# Goal:
Make an exact copy of all the material below, apart from the pictures.

# Dataset extract:

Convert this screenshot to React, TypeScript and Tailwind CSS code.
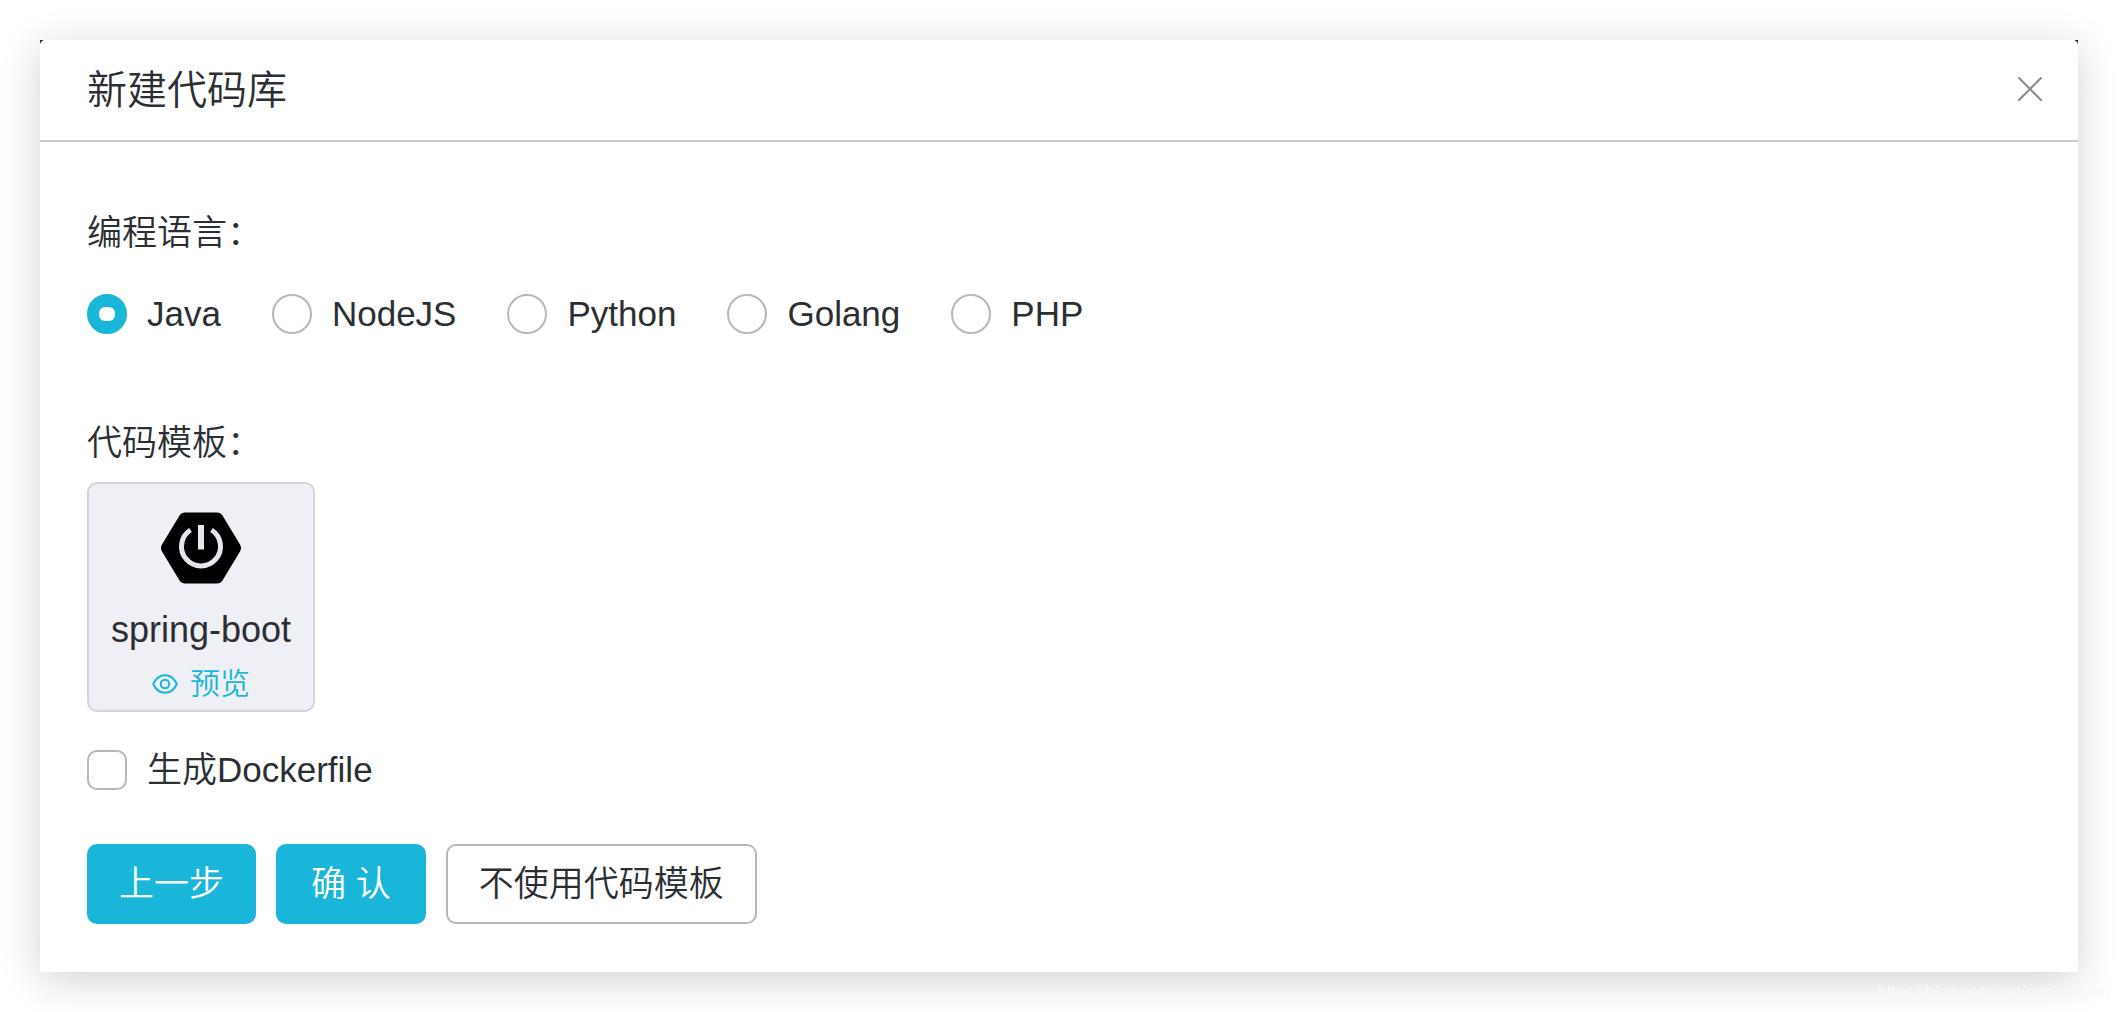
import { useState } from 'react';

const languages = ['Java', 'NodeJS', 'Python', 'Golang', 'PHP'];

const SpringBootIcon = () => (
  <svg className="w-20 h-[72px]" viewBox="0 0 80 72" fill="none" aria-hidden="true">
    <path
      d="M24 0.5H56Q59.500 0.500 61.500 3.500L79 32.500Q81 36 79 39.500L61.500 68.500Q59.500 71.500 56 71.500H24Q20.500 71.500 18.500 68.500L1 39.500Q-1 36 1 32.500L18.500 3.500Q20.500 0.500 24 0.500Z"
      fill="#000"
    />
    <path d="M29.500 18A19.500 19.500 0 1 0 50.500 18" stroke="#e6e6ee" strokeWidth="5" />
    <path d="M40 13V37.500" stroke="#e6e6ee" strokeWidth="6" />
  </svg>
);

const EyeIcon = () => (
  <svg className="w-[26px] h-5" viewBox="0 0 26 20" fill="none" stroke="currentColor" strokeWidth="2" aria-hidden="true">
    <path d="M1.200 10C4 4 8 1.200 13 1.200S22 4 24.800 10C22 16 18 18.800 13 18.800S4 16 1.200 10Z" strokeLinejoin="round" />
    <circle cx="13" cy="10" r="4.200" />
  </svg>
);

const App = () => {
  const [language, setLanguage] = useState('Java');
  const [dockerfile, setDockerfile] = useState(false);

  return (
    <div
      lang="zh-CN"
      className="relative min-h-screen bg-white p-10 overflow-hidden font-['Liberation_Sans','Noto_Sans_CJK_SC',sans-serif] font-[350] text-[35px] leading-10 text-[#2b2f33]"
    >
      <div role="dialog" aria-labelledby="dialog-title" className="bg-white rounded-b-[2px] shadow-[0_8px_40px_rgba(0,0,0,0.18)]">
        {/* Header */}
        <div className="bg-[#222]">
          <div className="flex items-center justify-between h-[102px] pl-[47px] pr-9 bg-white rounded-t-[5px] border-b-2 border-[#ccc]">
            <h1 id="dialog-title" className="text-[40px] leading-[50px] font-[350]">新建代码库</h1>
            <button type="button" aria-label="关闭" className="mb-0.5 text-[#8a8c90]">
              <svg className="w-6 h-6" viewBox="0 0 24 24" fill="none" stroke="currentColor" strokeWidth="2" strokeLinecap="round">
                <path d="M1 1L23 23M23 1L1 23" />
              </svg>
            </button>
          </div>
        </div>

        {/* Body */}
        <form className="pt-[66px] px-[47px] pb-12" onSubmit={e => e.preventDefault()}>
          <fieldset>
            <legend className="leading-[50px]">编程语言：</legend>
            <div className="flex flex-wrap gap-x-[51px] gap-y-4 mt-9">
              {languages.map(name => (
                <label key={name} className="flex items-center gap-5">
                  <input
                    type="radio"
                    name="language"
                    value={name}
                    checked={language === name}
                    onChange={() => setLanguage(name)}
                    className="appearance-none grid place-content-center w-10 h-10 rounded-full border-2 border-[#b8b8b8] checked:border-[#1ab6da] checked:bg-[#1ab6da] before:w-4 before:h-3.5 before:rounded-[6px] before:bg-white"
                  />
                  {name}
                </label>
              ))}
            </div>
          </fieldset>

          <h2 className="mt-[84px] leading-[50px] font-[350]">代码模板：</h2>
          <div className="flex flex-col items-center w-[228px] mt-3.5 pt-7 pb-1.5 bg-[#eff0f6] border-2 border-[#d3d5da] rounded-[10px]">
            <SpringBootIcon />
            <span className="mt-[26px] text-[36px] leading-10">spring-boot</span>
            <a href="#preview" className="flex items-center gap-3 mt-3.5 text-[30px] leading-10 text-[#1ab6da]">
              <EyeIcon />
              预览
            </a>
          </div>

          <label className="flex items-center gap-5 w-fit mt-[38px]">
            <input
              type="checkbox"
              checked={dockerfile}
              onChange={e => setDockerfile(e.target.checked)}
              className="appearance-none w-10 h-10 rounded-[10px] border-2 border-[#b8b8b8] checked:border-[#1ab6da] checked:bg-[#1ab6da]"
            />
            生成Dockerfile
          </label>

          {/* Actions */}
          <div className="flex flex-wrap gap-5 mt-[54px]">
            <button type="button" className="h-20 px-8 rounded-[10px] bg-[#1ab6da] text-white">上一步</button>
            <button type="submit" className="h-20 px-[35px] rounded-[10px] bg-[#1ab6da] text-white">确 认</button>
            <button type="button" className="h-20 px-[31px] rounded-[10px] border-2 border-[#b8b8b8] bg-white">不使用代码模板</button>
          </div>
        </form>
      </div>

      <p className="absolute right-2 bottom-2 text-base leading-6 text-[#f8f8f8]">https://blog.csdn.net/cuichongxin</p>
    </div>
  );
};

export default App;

# Exercise response:
Convert this screenshot to React, TypeScript and Tailwind CSS code.
import { useState } from 'react';

const languages = ['Java', 'NodeJS', 'Python', 'Golang', 'PHP'];

const SpringBootIcon = () => (
  <svg className="w-20 h-[72px]" viewBox="0 0 80 72" fill="none" aria-hidden="true">
    <path
      d="M24 0.5H56Q59.500 0.500 61.500 3.500L79 32.500Q81 36 79 39.500L61.500 68.500Q59.500 71.500 56 71.500H24Q20.500 71.500 18.500 68.500L1 39.500Q-1 36 1 32.500L18.500 3.500Q20.500 0.500 24 0.500Z"
      fill="#000"
    />
    <path d="M29.500 18A19.500 19.500 0 1 0 50.500 18" stroke="#e6e6ee" strokeWidth="5" />
    <path d="M40 13V37.500" stroke="#e6e6ee" strokeWidth="6" />
  </svg>
);

const EyeIcon = () => (
  <svg className="w-[26px] h-5" viewBox="0 0 26 20" fill="none" stroke="currentColor" strokeWidth="2" aria-hidden="true">
    <path d="M1.200 10C4 4 8 1.200 13 1.200S22 4 24.800 10C22 16 18 18.800 13 18.800S4 16 1.200 10Z" strokeLinejoin="round" />
    <circle cx="13" cy="10" r="4.200" />
  </svg>
);

const App = () => {
  const [language, setLanguage] = useState('Java');
  const [dockerfile, setDockerfile] = useState(false);

  return (
    <div
      lang="zh-CN"
      className="relative min-h-screen bg-white p-10 overflow-hidden font-['Liberation_Sans','Noto_Sans_CJK_SC',sans-serif] font-[350] text-[35px] leading-10 text-[#2b2f33]"
    >
      <div role="dialog" aria-labelledby="dialog-title" className="bg-white rounded-b-[2px] shadow-[0_8px_40px_rgba(0,0,0,0.18)]">
        {/* Header */}
        <div className="bg-[#222]">
          <div className="flex items-center justify-between h-[102px] pl-[47px] pr-9 bg-white rounded-t-[5px] border-b-2 border-[#ccc]">
            <h1 id="dialog-title" className="text-[40px] leading-[50px] font-[350]">新建代码库</h1>
            <button type="button" aria-label="关闭" className="mb-0.5 text-[#8a8c90]">
              <svg className="w-6 h-6" viewBox="0 0 24 24" fill="none" stroke="currentColor" strokeWidth="2" strokeLinecap="round">
                <path d="M1 1L23 23M23 1L1 23" />
              </svg>
            </button>
          </div>
        </div>

        {/* Body */}
        <form className="pt-[66px] px-[47px] pb-12" onSubmit={e => e.preventDefault()}>
          <fieldset>
            <legend className="leading-[50px]">编程语言：</legend>
            <div className="flex flex-wrap gap-x-[51px] gap-y-4 mt-9">
              {languages.map(name => (
                <label key={name} className="flex items-center gap-5">
                  <input
                    type="radio"
                    name="language"
                    value={name}
                    checked={language === name}
                    onChange={() => setLanguage(name)}
                    className="appearance-none grid place-content-center w-10 h-10 rounded-full border-2 border-[#b8b8b8] checked:border-[#1ab6da] checked:bg-[#1ab6da] before:w-4 before:h-3.5 before:rounded-[6px] before:bg-white"
                  />
                  {name}
                </label>
              ))}
            </div>
          </fieldset>

          <h2 className="mt-[84px] leading-[50px] font-[350]">代码模板：</h2>
          <div className="flex flex-col items-center w-[228px] mt-3.5 pt-7 pb-1.5 bg-[#eff0f6] border-2 border-[#d3d5da] rounded-[10px]">
            <SpringBootIcon />
            <span className="mt-[26px] text-[36px] leading-10">spring-boot</span>
            <a href="#preview" className="flex items-center gap-3 mt-3.5 text-[30px] leading-10 text-[#1ab6da]">
              <EyeIcon />
              预览
            </a>
          </div>

          <label className="flex items-center gap-5 w-fit mt-[38px]">
            <input
              type="checkbox"
              checked={dockerfile}
              onChange={e => setDockerfile(e.target.checked)}
              className="appearance-none w-10 h-10 rounded-[10px] border-2 border-[#b8b8b8] checked:border-[#1ab6da] checked:bg-[#1ab6da]"
            />
            生成Dockerfile
          </label>

          {/* Actions */}
          <div className="flex flex-wrap gap-5 mt-[54px]">
            <button type="button" className="h-20 px-8 rounded-[10px] bg-[#1ab6da] text-white">上一步</button>
            <button type="submit" className="h-20 px-[35px] rounded-[10px] bg-[#1ab6da] text-white">确 认</button>
            <button type="button" className="h-20 px-[31px] rounded-[10px] border-2 border-[#b8b8b8] bg-white">不使用代码模板</button>
          </div>
        </form>
      </div>

      <p className="absolute right-2 bottom-2 text-base leading-6 text-[#f8f8f8]">https://blog.csdn.net/cuichongxin</p>
    </div>
  );
};

export default App;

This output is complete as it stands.